After the product recall and facilities shutdown, Kruse announced May 15 that Blue Bell was laying off or furloughing a large segment of its workforce, including those in 13 distribution centers in 10 states.
He said then that about 1,450 full-time and part-time employees were being laid off and about 1,400 others were being furloughed. Those being laid off comprise about 37 percent of Blue Bell’s total workforce of about 3,900 employees.
Those workers considered “essential to ongoing operations and cleaning and repair efforts” were not laid off or furloughed but had their pay reduced. It was reportedly the first layoff in the 108-year history of the family-owned company.
Kruse has not publicly announced a schedule for the return of Blue Bell products to the marketplace but has said that when production resumes it would be limited and phased in over time.

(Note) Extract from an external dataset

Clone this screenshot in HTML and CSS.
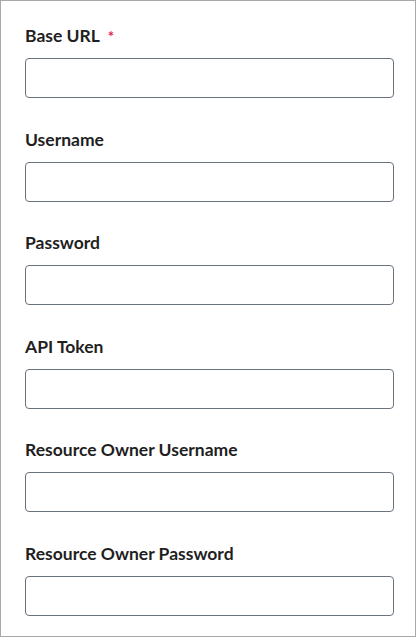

FDA reports from inspections of Blue Bell facilities were recently posted in response to a public records request from a Dallas newspaper. Four were posted detailing inspections of company facilities from 2007-2012, joining recent FDA inspection reports of three Blue Bell plants performed before and after the company’s total product recall and noting a long list of problems.
While none of the earlier inspection reports indicated evidence of Listeria contamination, numerous violations of food safety protocols were observed by Texas state health officials, who reportedly did the 2007-2012 inspections under contract with FDA.